Stated exercise
Work out how many lines hold the string "Write". The answer is a single number, nothing more.

Records supplied
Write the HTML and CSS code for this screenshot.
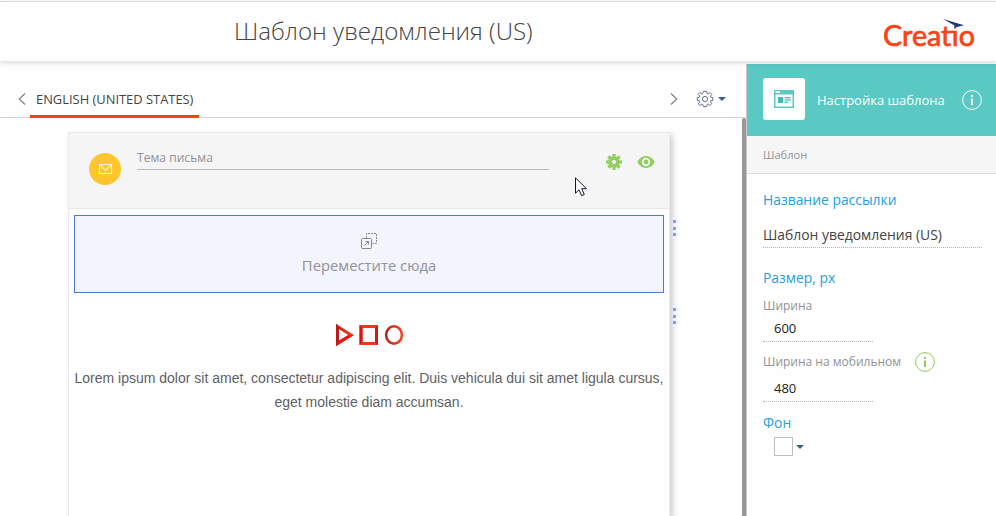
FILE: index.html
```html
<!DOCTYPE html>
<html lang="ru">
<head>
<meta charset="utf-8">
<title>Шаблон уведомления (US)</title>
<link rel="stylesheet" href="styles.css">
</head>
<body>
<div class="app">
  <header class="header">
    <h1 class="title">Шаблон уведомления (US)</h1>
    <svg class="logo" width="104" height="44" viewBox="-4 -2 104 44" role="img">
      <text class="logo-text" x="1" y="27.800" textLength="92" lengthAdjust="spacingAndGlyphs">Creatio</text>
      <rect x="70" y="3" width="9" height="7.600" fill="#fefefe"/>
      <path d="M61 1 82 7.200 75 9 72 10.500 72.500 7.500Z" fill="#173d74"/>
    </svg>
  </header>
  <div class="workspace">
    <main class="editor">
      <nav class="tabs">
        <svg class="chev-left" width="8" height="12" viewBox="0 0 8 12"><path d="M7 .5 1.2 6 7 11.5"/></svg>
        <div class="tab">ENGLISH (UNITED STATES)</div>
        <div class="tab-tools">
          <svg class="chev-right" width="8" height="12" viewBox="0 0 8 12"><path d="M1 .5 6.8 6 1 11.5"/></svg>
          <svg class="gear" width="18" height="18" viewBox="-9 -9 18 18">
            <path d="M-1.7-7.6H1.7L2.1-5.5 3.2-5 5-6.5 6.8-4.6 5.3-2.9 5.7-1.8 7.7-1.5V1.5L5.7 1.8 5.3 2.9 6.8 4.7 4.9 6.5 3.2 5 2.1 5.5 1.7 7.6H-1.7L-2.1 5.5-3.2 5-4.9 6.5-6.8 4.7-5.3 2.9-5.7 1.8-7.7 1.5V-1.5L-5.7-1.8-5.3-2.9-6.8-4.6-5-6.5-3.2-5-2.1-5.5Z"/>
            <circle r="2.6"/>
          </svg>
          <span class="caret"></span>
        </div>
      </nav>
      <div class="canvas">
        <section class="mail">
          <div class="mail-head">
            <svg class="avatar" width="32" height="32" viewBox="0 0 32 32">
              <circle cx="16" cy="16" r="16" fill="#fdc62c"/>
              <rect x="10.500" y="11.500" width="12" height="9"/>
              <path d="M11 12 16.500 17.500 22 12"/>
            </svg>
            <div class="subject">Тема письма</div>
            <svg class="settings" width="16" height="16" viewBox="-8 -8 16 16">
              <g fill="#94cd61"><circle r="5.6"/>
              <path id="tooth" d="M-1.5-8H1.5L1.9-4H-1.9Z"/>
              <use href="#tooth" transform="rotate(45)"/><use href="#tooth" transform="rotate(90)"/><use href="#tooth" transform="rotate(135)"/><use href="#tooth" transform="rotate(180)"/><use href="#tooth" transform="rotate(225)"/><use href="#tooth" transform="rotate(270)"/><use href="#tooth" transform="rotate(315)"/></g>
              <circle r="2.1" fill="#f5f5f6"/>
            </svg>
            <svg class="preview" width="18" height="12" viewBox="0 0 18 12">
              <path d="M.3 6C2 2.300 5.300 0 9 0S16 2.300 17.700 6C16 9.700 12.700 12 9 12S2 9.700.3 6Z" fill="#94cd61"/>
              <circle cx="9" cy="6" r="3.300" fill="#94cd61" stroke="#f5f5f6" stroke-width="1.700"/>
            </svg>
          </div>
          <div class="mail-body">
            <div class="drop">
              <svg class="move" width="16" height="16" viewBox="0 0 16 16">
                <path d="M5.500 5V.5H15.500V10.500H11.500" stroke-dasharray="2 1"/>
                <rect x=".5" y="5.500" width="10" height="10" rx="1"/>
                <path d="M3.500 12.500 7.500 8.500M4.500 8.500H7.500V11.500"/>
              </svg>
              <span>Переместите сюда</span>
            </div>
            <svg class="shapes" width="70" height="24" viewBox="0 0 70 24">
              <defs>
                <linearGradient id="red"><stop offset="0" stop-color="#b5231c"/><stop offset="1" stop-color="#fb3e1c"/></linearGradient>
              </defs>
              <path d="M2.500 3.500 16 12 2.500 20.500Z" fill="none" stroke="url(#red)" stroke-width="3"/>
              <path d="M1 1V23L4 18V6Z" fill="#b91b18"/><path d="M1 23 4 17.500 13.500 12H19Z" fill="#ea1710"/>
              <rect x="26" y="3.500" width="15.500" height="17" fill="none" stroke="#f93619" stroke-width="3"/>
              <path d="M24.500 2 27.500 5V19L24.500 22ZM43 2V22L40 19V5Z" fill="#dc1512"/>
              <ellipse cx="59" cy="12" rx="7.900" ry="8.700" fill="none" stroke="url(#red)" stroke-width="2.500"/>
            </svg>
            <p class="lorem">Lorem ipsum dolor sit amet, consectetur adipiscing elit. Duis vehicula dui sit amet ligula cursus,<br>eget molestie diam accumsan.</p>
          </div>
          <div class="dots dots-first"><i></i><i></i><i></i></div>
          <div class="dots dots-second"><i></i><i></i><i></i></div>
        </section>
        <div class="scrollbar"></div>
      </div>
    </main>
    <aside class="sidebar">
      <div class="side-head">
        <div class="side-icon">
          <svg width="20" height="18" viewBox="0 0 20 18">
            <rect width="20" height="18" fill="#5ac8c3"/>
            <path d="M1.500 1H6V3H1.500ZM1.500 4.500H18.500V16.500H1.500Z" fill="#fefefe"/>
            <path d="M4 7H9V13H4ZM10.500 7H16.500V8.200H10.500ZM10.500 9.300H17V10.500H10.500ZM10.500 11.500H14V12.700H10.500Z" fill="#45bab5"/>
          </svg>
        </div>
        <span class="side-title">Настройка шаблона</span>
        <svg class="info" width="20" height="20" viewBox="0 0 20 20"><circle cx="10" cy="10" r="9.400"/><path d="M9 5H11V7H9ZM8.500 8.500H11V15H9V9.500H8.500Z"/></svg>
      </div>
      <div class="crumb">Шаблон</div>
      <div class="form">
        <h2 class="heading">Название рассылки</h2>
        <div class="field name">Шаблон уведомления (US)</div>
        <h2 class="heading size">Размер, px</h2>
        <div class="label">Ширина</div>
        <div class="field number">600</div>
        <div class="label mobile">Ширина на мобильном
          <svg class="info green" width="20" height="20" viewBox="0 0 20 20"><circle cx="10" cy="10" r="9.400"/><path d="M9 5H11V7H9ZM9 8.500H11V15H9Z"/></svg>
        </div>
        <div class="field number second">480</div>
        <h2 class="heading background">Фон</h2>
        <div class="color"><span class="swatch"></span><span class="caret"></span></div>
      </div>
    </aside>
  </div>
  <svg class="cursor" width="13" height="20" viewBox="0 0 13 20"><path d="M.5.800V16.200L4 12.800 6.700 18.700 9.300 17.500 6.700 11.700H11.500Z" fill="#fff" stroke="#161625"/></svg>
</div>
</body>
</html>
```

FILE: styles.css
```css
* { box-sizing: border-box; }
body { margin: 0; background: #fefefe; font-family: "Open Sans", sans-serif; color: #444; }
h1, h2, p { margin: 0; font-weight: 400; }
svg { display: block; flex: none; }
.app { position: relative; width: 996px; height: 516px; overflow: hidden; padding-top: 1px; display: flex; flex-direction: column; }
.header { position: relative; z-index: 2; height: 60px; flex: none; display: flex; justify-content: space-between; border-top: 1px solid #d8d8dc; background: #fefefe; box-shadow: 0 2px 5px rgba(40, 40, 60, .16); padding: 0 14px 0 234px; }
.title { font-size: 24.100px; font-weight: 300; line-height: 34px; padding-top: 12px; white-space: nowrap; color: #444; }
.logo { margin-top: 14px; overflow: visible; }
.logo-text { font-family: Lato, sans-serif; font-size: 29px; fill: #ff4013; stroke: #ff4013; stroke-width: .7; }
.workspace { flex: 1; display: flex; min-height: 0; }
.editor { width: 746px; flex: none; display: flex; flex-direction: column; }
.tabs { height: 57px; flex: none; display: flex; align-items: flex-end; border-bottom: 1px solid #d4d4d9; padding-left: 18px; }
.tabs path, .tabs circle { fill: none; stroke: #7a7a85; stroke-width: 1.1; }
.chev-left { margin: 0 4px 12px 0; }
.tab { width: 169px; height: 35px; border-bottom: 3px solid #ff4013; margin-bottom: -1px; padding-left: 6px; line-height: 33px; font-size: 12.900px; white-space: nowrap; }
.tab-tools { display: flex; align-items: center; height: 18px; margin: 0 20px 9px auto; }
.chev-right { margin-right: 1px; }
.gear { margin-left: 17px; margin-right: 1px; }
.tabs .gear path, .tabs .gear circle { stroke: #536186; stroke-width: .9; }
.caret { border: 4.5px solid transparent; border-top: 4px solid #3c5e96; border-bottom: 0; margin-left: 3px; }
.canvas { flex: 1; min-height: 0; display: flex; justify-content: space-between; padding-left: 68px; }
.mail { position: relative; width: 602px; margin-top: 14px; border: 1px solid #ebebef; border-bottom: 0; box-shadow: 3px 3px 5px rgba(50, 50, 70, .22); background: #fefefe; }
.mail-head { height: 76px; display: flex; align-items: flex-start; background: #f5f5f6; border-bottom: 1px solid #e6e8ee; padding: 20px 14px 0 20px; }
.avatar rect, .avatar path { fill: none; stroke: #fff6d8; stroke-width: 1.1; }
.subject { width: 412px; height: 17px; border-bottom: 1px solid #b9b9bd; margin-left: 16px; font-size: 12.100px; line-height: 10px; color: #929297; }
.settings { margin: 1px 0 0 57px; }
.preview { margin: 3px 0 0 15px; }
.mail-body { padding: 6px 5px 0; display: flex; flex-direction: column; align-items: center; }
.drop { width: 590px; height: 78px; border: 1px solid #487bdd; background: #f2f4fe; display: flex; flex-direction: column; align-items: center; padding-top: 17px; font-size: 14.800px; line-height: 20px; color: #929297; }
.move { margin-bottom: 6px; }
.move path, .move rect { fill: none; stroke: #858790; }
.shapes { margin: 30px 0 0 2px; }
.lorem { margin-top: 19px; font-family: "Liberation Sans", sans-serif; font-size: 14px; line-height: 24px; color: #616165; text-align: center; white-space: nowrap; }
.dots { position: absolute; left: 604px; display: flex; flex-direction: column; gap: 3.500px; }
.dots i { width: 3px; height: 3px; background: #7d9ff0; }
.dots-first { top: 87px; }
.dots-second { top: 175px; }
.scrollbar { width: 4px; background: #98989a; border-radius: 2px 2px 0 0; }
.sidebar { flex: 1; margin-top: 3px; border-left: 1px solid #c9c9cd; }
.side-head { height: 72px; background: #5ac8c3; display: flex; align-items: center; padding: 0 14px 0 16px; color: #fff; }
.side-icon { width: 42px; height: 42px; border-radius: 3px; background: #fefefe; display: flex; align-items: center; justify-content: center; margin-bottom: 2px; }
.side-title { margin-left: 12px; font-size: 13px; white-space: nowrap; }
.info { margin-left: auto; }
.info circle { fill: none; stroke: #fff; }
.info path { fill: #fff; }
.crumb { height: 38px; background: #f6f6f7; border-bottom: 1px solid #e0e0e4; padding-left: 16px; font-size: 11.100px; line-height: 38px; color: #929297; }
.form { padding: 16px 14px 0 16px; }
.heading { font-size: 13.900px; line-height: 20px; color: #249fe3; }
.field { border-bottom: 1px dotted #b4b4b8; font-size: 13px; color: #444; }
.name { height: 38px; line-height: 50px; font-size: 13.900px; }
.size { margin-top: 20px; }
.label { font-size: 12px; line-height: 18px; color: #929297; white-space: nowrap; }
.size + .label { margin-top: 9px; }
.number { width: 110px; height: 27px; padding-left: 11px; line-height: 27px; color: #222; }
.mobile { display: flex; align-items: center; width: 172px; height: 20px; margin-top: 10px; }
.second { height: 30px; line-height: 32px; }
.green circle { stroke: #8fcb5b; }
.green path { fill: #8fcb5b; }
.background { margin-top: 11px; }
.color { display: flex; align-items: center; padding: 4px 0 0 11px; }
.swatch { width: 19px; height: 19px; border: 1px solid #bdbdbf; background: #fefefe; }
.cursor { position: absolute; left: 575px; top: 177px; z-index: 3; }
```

==

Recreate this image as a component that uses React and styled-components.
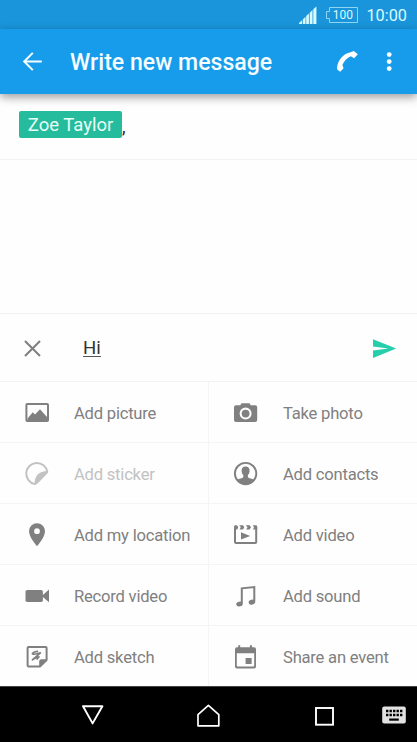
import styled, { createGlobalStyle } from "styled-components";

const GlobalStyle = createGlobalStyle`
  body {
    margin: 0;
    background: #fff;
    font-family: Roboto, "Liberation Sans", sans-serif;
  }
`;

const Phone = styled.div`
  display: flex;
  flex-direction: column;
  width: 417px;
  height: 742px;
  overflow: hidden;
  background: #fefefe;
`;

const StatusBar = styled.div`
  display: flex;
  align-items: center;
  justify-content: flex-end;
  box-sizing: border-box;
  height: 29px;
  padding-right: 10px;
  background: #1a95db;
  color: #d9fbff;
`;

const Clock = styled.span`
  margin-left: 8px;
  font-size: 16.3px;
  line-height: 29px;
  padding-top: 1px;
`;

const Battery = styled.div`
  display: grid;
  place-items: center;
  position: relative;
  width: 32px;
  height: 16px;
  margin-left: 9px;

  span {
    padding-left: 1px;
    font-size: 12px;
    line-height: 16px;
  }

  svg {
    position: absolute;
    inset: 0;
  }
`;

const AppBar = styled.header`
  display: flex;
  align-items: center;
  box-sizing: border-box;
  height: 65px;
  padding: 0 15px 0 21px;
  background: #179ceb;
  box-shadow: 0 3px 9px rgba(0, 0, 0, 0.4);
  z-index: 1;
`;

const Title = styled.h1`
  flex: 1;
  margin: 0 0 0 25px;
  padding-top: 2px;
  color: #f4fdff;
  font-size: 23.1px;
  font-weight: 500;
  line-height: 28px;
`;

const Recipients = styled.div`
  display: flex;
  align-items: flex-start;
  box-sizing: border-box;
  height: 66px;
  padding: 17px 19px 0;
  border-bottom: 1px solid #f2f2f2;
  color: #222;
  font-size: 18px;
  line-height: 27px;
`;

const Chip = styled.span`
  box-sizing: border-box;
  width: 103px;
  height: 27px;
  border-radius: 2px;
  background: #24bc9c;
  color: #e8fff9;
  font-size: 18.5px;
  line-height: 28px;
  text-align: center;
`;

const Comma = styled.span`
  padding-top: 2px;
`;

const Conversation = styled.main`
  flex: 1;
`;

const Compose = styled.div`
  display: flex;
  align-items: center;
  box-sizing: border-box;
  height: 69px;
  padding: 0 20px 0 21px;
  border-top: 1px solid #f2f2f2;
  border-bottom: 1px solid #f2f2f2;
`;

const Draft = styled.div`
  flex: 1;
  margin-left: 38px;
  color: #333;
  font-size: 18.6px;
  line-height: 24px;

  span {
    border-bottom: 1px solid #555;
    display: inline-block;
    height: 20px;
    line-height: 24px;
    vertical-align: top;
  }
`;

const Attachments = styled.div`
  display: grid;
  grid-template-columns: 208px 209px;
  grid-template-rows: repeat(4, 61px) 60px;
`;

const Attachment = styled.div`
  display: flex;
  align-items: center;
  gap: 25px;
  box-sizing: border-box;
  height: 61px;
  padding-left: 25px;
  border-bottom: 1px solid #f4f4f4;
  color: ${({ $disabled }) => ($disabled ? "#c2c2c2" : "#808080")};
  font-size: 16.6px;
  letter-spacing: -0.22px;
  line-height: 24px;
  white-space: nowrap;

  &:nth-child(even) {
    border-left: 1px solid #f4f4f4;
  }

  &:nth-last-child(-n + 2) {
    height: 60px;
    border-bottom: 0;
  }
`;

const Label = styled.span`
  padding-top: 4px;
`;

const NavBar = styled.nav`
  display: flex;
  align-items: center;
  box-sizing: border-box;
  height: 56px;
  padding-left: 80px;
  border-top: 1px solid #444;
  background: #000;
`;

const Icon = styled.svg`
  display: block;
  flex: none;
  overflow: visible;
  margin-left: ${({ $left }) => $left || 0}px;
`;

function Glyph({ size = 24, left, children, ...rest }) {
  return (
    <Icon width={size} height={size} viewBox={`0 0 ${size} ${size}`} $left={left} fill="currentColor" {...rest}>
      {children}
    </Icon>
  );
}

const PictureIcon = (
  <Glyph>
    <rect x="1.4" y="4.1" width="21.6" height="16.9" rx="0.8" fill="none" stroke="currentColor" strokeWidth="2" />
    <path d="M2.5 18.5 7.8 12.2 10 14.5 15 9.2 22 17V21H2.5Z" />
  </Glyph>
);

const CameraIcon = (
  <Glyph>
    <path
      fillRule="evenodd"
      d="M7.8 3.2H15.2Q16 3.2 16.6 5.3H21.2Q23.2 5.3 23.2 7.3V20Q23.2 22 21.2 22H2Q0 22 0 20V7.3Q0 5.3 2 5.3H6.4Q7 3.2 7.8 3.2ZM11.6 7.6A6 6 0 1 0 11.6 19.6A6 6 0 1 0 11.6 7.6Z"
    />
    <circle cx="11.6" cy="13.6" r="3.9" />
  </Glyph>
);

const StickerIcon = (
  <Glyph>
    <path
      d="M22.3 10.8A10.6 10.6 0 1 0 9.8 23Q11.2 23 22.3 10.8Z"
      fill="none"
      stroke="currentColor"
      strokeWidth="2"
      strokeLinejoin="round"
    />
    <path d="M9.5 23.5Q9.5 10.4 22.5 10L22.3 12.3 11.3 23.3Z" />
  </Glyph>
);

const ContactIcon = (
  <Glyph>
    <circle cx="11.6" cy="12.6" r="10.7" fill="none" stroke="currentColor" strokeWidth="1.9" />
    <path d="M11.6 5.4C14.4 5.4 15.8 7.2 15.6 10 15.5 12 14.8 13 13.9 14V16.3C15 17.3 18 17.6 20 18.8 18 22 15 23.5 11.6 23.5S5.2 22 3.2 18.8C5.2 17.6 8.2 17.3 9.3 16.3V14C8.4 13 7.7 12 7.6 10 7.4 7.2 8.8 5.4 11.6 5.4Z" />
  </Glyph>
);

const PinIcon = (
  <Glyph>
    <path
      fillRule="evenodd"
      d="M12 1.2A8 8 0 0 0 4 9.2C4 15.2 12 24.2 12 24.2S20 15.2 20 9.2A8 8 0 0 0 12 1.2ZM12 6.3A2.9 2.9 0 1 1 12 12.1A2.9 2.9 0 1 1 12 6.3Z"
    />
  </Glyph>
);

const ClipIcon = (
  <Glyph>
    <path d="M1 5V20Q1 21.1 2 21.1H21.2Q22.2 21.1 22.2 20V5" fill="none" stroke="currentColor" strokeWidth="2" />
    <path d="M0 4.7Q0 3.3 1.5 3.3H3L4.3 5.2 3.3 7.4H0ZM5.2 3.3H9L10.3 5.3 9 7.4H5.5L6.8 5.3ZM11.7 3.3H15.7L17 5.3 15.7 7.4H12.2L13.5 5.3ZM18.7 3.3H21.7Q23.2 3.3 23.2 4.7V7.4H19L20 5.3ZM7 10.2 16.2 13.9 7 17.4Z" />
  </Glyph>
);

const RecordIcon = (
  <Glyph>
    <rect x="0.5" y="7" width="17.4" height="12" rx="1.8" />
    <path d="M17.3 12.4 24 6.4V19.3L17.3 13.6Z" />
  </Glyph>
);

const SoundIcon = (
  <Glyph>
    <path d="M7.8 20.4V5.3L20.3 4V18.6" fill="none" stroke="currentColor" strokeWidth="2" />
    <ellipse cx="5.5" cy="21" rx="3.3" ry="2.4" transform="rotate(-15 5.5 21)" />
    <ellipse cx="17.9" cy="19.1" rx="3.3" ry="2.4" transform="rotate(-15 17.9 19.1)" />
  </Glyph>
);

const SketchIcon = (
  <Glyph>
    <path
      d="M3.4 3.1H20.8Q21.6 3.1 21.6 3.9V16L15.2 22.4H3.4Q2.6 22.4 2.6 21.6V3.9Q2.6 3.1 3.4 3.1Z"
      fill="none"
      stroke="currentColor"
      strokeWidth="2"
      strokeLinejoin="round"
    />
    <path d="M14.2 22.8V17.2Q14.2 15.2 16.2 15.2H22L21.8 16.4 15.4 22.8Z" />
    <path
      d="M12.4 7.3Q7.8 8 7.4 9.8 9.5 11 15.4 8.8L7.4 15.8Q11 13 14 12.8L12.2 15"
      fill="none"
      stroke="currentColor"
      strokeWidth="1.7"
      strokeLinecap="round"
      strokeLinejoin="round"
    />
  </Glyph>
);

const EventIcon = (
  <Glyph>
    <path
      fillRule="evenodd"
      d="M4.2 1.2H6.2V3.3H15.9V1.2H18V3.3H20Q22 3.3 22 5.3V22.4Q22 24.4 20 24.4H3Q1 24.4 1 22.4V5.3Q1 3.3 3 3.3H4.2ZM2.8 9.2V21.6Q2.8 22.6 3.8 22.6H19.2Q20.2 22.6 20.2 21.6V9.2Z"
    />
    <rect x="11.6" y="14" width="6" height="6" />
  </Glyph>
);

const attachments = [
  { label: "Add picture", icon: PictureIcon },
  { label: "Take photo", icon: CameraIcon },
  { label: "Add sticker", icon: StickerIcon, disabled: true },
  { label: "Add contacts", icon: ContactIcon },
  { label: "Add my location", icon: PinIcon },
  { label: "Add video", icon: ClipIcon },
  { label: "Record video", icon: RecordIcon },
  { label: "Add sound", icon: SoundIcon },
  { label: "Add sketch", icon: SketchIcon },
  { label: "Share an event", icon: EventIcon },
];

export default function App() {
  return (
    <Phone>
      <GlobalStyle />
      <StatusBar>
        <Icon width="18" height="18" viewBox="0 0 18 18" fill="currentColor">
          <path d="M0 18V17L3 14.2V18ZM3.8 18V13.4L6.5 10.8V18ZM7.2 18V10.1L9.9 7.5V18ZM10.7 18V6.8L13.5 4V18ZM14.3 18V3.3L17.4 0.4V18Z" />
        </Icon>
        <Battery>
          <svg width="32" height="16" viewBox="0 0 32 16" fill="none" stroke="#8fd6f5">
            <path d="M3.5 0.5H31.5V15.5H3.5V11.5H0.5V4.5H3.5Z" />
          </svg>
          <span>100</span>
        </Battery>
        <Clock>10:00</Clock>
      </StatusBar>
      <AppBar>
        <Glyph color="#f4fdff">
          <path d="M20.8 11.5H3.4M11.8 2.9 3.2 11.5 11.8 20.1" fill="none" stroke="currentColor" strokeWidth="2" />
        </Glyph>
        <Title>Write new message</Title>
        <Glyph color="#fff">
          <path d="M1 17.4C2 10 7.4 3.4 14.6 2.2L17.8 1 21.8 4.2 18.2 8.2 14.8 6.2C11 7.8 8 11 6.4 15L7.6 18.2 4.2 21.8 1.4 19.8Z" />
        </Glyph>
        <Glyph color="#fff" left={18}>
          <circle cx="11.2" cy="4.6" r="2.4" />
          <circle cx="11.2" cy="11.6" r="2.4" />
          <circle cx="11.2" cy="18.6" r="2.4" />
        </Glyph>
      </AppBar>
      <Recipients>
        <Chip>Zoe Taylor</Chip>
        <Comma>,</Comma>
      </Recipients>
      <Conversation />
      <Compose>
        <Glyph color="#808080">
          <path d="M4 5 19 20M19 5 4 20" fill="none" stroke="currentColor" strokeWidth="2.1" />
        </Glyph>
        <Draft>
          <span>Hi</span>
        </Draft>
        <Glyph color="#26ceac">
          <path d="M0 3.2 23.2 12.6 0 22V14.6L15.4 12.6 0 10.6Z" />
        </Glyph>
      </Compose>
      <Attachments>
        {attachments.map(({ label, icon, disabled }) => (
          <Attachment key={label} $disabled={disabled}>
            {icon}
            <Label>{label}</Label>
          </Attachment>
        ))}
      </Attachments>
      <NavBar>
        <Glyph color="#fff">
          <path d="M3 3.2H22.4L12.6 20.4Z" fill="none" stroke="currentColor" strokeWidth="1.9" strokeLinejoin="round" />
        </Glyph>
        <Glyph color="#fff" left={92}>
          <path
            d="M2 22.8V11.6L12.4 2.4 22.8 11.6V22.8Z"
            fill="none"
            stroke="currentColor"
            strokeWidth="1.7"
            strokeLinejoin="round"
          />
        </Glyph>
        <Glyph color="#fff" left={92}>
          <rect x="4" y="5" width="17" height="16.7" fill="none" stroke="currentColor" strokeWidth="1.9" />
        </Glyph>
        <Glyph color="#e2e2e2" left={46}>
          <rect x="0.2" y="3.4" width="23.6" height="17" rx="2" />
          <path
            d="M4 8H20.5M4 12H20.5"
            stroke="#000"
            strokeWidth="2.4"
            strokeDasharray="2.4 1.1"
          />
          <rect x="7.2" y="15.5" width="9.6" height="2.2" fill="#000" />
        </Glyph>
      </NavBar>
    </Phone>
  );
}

Solved problem
2